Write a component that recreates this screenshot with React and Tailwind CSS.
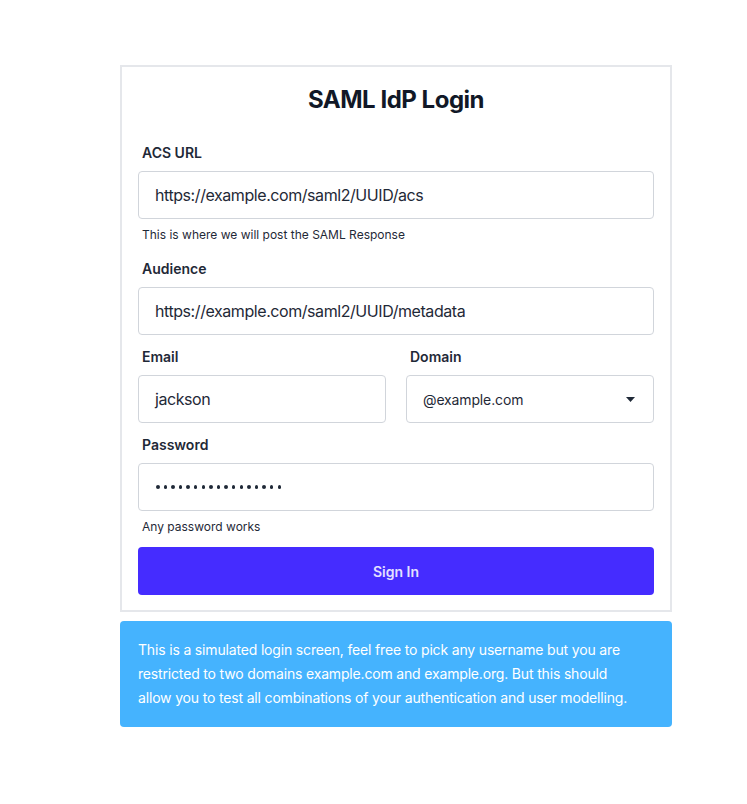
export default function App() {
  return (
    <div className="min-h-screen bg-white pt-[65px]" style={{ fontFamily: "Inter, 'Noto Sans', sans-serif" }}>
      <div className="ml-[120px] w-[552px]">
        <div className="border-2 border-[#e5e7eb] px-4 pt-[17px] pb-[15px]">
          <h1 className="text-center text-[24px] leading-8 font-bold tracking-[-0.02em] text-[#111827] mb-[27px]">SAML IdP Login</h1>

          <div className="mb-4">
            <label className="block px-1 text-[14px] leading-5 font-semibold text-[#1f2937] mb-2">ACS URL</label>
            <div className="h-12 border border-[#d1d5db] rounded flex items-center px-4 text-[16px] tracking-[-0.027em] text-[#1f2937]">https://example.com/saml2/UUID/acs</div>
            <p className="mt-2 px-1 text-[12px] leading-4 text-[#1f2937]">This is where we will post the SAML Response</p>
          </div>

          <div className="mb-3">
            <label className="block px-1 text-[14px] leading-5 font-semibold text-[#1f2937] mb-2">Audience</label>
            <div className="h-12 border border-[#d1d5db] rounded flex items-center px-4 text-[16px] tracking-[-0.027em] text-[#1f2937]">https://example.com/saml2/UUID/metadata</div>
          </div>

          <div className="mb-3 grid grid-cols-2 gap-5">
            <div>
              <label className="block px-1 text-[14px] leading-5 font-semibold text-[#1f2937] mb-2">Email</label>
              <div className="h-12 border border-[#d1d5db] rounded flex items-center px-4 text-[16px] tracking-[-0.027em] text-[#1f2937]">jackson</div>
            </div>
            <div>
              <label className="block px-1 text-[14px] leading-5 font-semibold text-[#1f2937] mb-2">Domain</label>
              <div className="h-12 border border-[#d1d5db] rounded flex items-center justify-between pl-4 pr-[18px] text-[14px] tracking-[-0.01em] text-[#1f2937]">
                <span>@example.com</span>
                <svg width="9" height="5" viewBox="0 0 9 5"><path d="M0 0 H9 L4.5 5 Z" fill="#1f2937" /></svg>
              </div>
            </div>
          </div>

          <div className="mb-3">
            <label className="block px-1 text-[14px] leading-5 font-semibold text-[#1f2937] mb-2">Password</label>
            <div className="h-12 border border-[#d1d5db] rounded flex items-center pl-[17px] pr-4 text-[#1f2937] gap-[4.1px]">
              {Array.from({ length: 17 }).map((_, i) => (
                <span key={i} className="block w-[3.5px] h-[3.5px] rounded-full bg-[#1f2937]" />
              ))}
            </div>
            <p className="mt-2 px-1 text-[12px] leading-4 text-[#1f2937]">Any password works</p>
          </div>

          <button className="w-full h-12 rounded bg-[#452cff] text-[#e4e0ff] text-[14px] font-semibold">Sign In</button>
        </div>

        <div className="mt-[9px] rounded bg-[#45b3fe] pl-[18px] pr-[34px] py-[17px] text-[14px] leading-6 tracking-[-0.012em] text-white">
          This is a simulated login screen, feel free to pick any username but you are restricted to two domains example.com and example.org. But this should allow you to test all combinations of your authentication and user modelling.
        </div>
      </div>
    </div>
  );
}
###
▶ _OBJECTIVE_
Quote the full listing above word for word; exclude every picture from the copy.

▶ _RESULT FOR THIS EXERCISE_
Write a component that recreates this screenshot with React and Tailwind CSS.
export default function App() {
  return (
    <div className="min-h-screen bg-white pt-[65px]" style={{ fontFamily: "Inter, 'Noto Sans', sans-serif" }}>
      <div className="ml-[120px] w-[552px]">
        <div className="border-2 border-[#e5e7eb] px-4 pt-[17px] pb-[15px]">
          <h1 className="text-center text-[24px] leading-8 font-bold tracking-[-0.02em] text-[#111827] mb-[27px]">SAML IdP Login</h1>

          <div className="mb-4">
            <label className="block px-1 text-[14px] leading-5 font-semibold text-[#1f2937] mb-2">ACS URL</label>
            <div className="h-12 border border-[#d1d5db] rounded flex items-center px-4 text-[16px] tracking-[-0.027em] text-[#1f2937]">https://example.com/saml2/UUID/acs</div>
            <p className="mt-2 px-1 text-[12px] leading-4 text-[#1f2937]">This is where we will post the SAML Response</p>
          </div>

          <div className="mb-3">
            <label className="block px-1 text-[14px] leading-5 font-semibold text-[#1f2937] mb-2">Audience</label>
            <div className="h-12 border border-[#d1d5db] rounded flex items-center px-4 text-[16px] tracking-[-0.027em] text-[#1f2937]">https://example.com/saml2/UUID/metadata</div>
          </div>

          <div className="mb-3 grid grid-cols-2 gap-5">
            <div>
              <label className="block px-1 text-[14px] leading-5 font-semibold text-[#1f2937] mb-2">Email</label>
              <div className="h-12 border border-[#d1d5db] rounded flex items-center px-4 text-[16px] tracking-[-0.027em] text-[#1f2937]">jackson</div>
            </div>
            <div>
              <label className="block px-1 text-[14px] leading-5 font-semibold text-[#1f2937] mb-2">Domain</label>
              <div className="h-12 border border-[#d1d5db] rounded flex items-center justify-between pl-4 pr-[18px] text-[14px] tracking-[-0.01em] text-[#1f2937]">
                <span>@example.com</span>
                <svg width="9" height="5" viewBox="0 0 9 5"><path d="M0 0 H9 L4.5 5 Z" fill="#1f2937" /></svg>
              </div>
            </div>
          </div>

          <div className="mb-3">
            <label className="block px-1 text-[14px] leading-5 font-semibold text-[#1f2937] mb-2">Password</label>
            <div className="h-12 border border-[#d1d5db] rounded flex items-center pl-[17px] pr-4 text-[#1f2937] gap-[4.1px]">
              {Array.from({ length: 17 }).map((_, i) => (
                <span key={i} className="block w-[3.5px] h-[3.5px] rounded-full bg-[#1f2937]" />
              ))}
            </div>
            <p className="mt-2 px-1 text-[12px] leading-4 text-[#1f2937]">Any password works</p>
          </div>

          <button className="w-full h-12 rounded bg-[#452cff] text-[#e4e0ff] text-[14px] font-semibold">Sign In</button>
        </div>

        <div className="mt-[9px] rounded bg-[#45b3fe] pl-[18px] pr-[34px] py-[17px] text-[14px] leading-6 tracking-[-0.012em] text-white">
          This is a simulated login screen, feel free to pick any username but you are restricted to two domains example.com and example.org. But this should allow you to test all combinations of your authentication and user modelling.
        </div>
      </div>
    </div>
  );
}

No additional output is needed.